=== EXERCISE TASK ===
Copy out each line that includes the word "screenshot".

=== DATASET EXCERPTS ===
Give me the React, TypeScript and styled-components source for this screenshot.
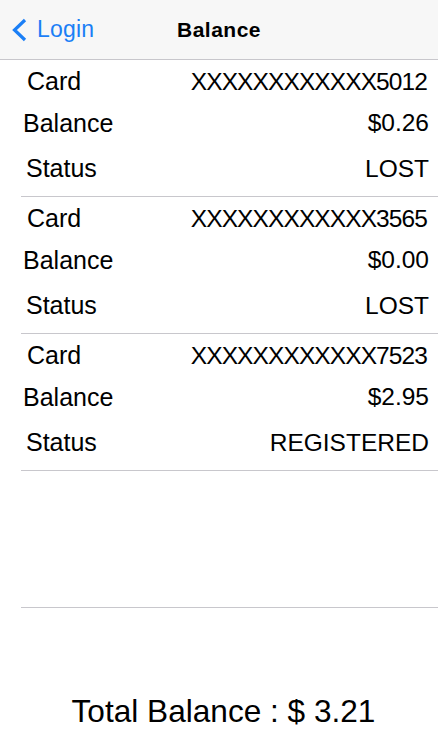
import React from "react";
import styled, { createGlobalStyle } from "styled-components";

const Global = createGlobalStyle`
  html, body { margin: 0; padding: 0; background: #ffffff; }
  body { font-family: "Liberation Sans", Arial, Helvetica, sans-serif; color: #000; overflow: hidden; }
  * { box-sizing: border-box; }
`;

const Page = styled.div`
  width: 438px;
  height: 750px;
  display: flex;
  flex-direction: column;
  background: #fff;
`;

const NavBar = styled.header`
  height: 60px;
  background: #f7f7f7;
  border-bottom: 1px solid #c8c7cc;
  display: grid;
  grid-template-columns: 1fr auto 1fr;
  align-items: center;
`;

const BackButton = styled.div`
  display: flex;
  align-items: center;
  gap: 10px;
  padding-left: 11px;
  color: #1b7ff6;
  font-size: 23px;
  letter-spacing: 0.2px;
`;

const Title = styled.div`
  font-size: 21px;
  font-weight: 700;
  letter-spacing: 0.5px;
  padding-top: 1px;
`;

const List = styled.div`
  margin-left: 21px;
  display: flex;
  flex-direction: column;
`;

const Block = styled.section`
  height: 137px;
  padding-bottom: 2px;
  border-bottom: 1px solid #c8c7cc;
  display: flex;
  flex-direction: column;
`;

const Row = styled.div<{ $h: number }>`
  height: ${(p) => p.$h}px;
  line-height: ${(p) => p.$h}px;
  display: flex;
  justify-content: space-between;
  padding-right: 9px;
`;

const Label = styled.span<{ $indent: number }>`
  font-size: 25px;
  padding-left: ${(p) => p.$indent}px;
`;

const Value = styled.span<{ $tight?: boolean }>`
  font-size: 24.5px;
  letter-spacing: ${(p) => (p.$tight ? "-0.9px" : "0")};
  margin-right: ${(p) => (p.$tight ? "2px" : "0")};
`;

const Footer = styled.div`
  padding-top: 86px;
  padding-left: 9px;
  text-align: center;
  font-size: 31.6px;
  line-height: 35px;
`;

const cards = [
  { card: "XXXXXXXXXXXX5012", balance: "$0.26", status: "LOST" },
  { card: "XXXXXXXXXXXX3565", balance: "$0.00", status: "LOST" },
  { card: "XXXXXXXXXXXX7523", balance: "$2.95", status: "REGISTERED" },
];

export default function App() {
  return (
    <Page>
      <Global />
      <NavBar>
        <BackButton>
          <svg width="16" height="24" viewBox="0 0 16 24" fill="none">
            <path d="M14 2 L3.5 12 L14 22" stroke="#1b7ff6" strokeWidth="3.2" strokeLinejoin="miter" />
          </svg>
          <span>Login</span>
        </BackButton>
        <Title>Balance</Title>
        <div />
      </NavBar>
      <List>
        {cards.map((c) => (
          <Block key={c.card}>
            <Row $h={43}>
              <Label $indent={6}>Card</Label>
              <Value $tight>{c.card}</Value>
            </Row>
            <Row $h={40}>
              <Label $indent={2}>Balance</Label>
              <Value>{c.balance}</Value>
            </Row>
            <Row $h={51}>
              <Label $indent={5}>Status</Label>
              <Value>{c.status}</Value>
            </Row>
          </Block>
        ))}
        <Block />
      </List>
      <Footer>Total Balance : $ 3.21</Footer>
    </Page>
  );
}
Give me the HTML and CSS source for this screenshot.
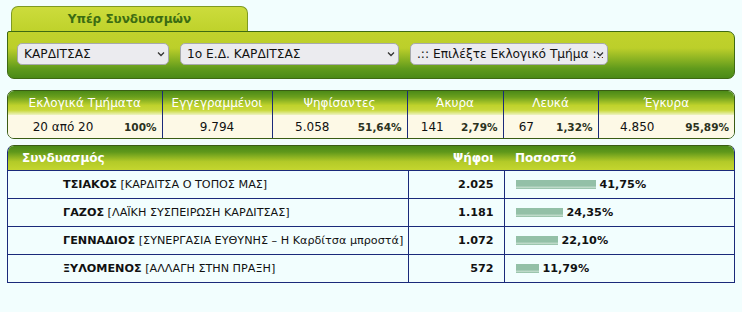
FILE: index.html
```html
<!DOCTYPE html>
<html lang="el">
<head>
    <meta charset="UTF-8">
    <title>Αποτελέσματα Εκλογών</title>
    <link rel="stylesheet" href="styles.css">
</head>
<body>
    <div class="page">
        <!-- Tab + filters -->
        <div class="tab">Υπέρ Συνδυασμών</div>
        <div class="filters">
            <span class="pick pick-nomos">
                <select><option>ΚΑΡΔΙΤΣΑΣ</option></select>
                <svg class="chev" width="8" height="6" viewBox="0 0 8 6"><path d="M1 1.5 L4 4.5 L7 1.5" fill="none" stroke="#333" stroke-width="1.3"/></svg>
            </span>
            <span class="pick pick-ed">
                <select><option>1ο Ε.Δ. ΚΑΡΔΙΤΣΑΣ</option></select>
                <svg class="chev" width="8" height="6" viewBox="0 0 8 6"><path d="M1 1.5 L4 4.5 L7 1.5" fill="none" stroke="#333" stroke-width="1.3"/></svg>
            </span>
            <span class="pick pick-tmima">
                <select><option>.:: Επιλέξτε Εκλογικό Τμήμα ::.</option></select>
                <svg class="chev" width="8" height="6" viewBox="0 0 8 6"><path d="M1 1.5 L4 4.5 L7 1.5" fill="none" stroke="#333" stroke-width="1.3"/></svg>
            </span>
        </div>

        <!-- Summary -->
        <div class="box stats">
            <table>
                <colgroup>
                    <col style="width:110px"><col style="width:44px">
                    <col style="width:110px">
                    <col style="width:80px"><col style="width:55px">
                    <col style="width:50px"><col style="width:46px">
                    <col style="width:46px"><col style="width:49px">
                    <col style="width:78px"><col>
                </colgroup>
                <thead>
                    <tr>
                        <th colspan="2">Εκλογικά Τμήματα</th>
                        <th>Εγγεγραμμένοι</th>
                        <th colspan="2">Ψηφίσαντες</th>
                        <th colspan="2">Άκυρα</th>
                        <th colspan="2">Λευκά</th>
                        <th colspan="2">Έγκυρα</th>
                    </tr>
                </thead>
                <tbody>
                    <tr>
                        <td class="num first">20 από 20</td><td class="pct">100%</td>
                        <td class="num first">9.794</td>
                        <td class="num first">5.058</td><td class="pct">51,64%</td>
                        <td class="num first">141</td><td class="pct">2,79%</td>
                        <td class="num first">67</td><td class="pct">1,32%</td>
                        <td class="num first">4.850</td><td class="pct">95,89%</td>
                    </tr>
                </tbody>
            </table>
        </div>

        <!-- Results -->
        <div class="box results">
            <table>
                <colgroup>
                    <col style="width:400px"><col style="width:96px"><col>
                </colgroup>
                <thead>
                    <tr>
                        <th class="name">Συνδυασμός</th>
                        <th class="votes">Ψήφοι</th>
                        <th class="share">Ποσοστό</th>
                    </tr>
                </thead>
                <tbody>
                    <tr>
                        <td class="name"><b>ΤΣΙΑΚΟΣ</b> [ΚΑΡΔΙΤΣΑ Ο ΤΟΠΟΣ ΜΑΣ]</td>
                        <td class="votes">2.025</td>
                        <td class="share"><span class="bar" style="width:80px"></span>41,75%</td>
                    </tr>
                    <tr>
                        <td class="name"><b>ΓΑΖΟΣ</b> [ΛΑΪΚΗ ΣΥΣΠΕΙΡΩΣΗ ΚΑΡΔΙΤΣΑΣ]</td>
                        <td class="votes">1.181</td>
                        <td class="share"><span class="bar" style="width:47px"></span>24,35%</td>
                    </tr>
                    <tr>
                        <td class="name"><b>ΓΕΝΝΑΔΙΟΣ</b> [ΣΥΝΕΡΓΑΣΙΑ ΕΥΘΥΝΗΣ – Η Καρδίτσα μπροστά]</td>
                        <td class="votes">1.072</td>
                        <td class="share"><span class="bar" style="width:42px"></span>22,10%</td>
                    </tr>
                    <tr>
                        <td class="name"><b>ΞΥΛΟΜΕΝΟΣ</b> [ΑΛΛΑΓΗ ΣΤΗΝ ΠΡΑΞΗ]</td>
                        <td class="votes">572</td>
                        <td class="share"><span class="bar" style="width:23px"></span>11,79%</td>
                    </tr>
                </tbody>
            </table>
        </div>
    </div>
</body>
</html>
```
FILE: styles.css
```css
/* General */
body {
    margin: 0;
    background: #f2fefe;
    font-family: "DejaVu Sans", Verdana, sans-serif;
    font-size: 11px;
    color: #111;
}

.page {
    width: 728px;
    padding: 6px 0 0 7px;
}

/* Tab */
.tab {
    width: 237px;
    height: 25px;
    margin-left: 4px;
    box-sizing: border-box;
    border: 1px solid #7e9a22;
    border-bottom: none;
    border-radius: 7px 7px 0 0;
    background: linear-gradient(#ccdc3c, #bfd22b);
    color: #3c6c12;
    font-weight: bold;
    font-size: 12px;
    text-align: center;
    padding-top: 5px;
}

/* Filter bar */
.filters {
    height: 48px;
    box-sizing: border-box;
    border: 1px solid #3e6a12;
    border-radius: 2px 7px 7px 7px;
    background: linear-gradient(#c1d22c 0%, #bccf2a 35%, #5f9a1c 80%, #4b8a17 100%);
    display: flex;
    align-items: center;
    gap: 11px;
    padding: 0 0 2px 9px;
}

.pick {
    position: relative;
    display: block;
    height: 22px;
}

.pick select {
    appearance: none;
    -webkit-appearance: none;
    height: 22px;
    box-sizing: border-box;
    border: 1px solid #a7a9ad;
    border-radius: 5px;
    background: #ebebef;
    font-family: "DejaVu Sans", Verdana, sans-serif;
    font-size: 12.2px;
    color: #111;
    padding: 0 4px 0 6px;
    margin: 0;
}

.pick-nomos select { width: 152px; }
.pick-ed select { width: 219px; }
.pick-tmima select { width: 198px; }

.chev {
    position: absolute;
    right: 4px;
    top: 8px;
    pointer-events: none;
    background: #ebebef;
}

/* Boxes */
.box {
    border: 1px solid #3a5c14;
    border-radius: 7px;
    overflow: hidden;
}

.box table {
    width: 100%;
    border-collapse: collapse;
    table-layout: fixed;
}

.box th {
    color: #fff;
    font-weight: normal;
    font-size: 12px;
    height: 24px;
    padding: 0;
}

/* Summary */
.stats {
    margin-top: 11px;
    height: 47px;
}

.stats th {
    background: linear-gradient(#4b8a17 0%, #6a9f1d 25%, #bfd22c 60%, #c8d839 80%, #eef3c3 100%);
    border-left: 1px solid #1b2a7a;
}

.stats th:first-child { border-left: none; }

.stats td {
    background: #fdf9e6;
    height: 23px;
    padding: 0;
    font-size: 12px;
    text-align: center;
}

.stats td.first { border-left: 1px solid #1b2a7a; }
.stats td.first:first-child { border-left: none; }

.stats td.pct {
    font-size: 10.5px;
    font-weight: bold;
    color: #2b3220;
    text-align: right;
    padding-right: 5px;
}

/* Results */
.results {
    margin-top: 6px;
    border-color: #3a5c14 #1b2a7a #1b2a7a;
    border-radius: 7px 7px 0 0;
}

.results th {
    background: linear-gradient(#4b8a17 0%, #5f981b 25%, #b3ca28 65%, #c4d62f 100%);
    font-weight: bold;
    height: 24px;
}

.results th.name { text-align: left; padding-left: 14px; }
.results th.votes { text-align: right; padding-right: 10px; }
.results th.share { text-align: left; padding-left: 11px; }

.results td {
    height: 27px;
    padding: 0;
    border-top: 1px solid #1b2a7a;
    font-size: 11.2px;
}

.results td + td { border-left: 1px solid #1b2a7a; }

.results td.name { padding-left: 55px; }
.results td.votes { text-align: right; padding-right: 10px; font-weight: bold; }
.results td.share { padding-left: 11px; font-weight: bold; }

.bar {
    display: inline-block;
    height: 9px;
    margin-right: 4px;
    vertical-align: -1px;
    background: linear-gradient(#93c0a7 0%, #93c0a7 70%, #d9ebe0 78%, #a6cbb5 88%, #93c0a7 100%);
}
```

=== FINAL ANSWER ===
Give me the React, TypeScript and styled-components source for this screenshot.
Give me the HTML and CSS source for this screenshot.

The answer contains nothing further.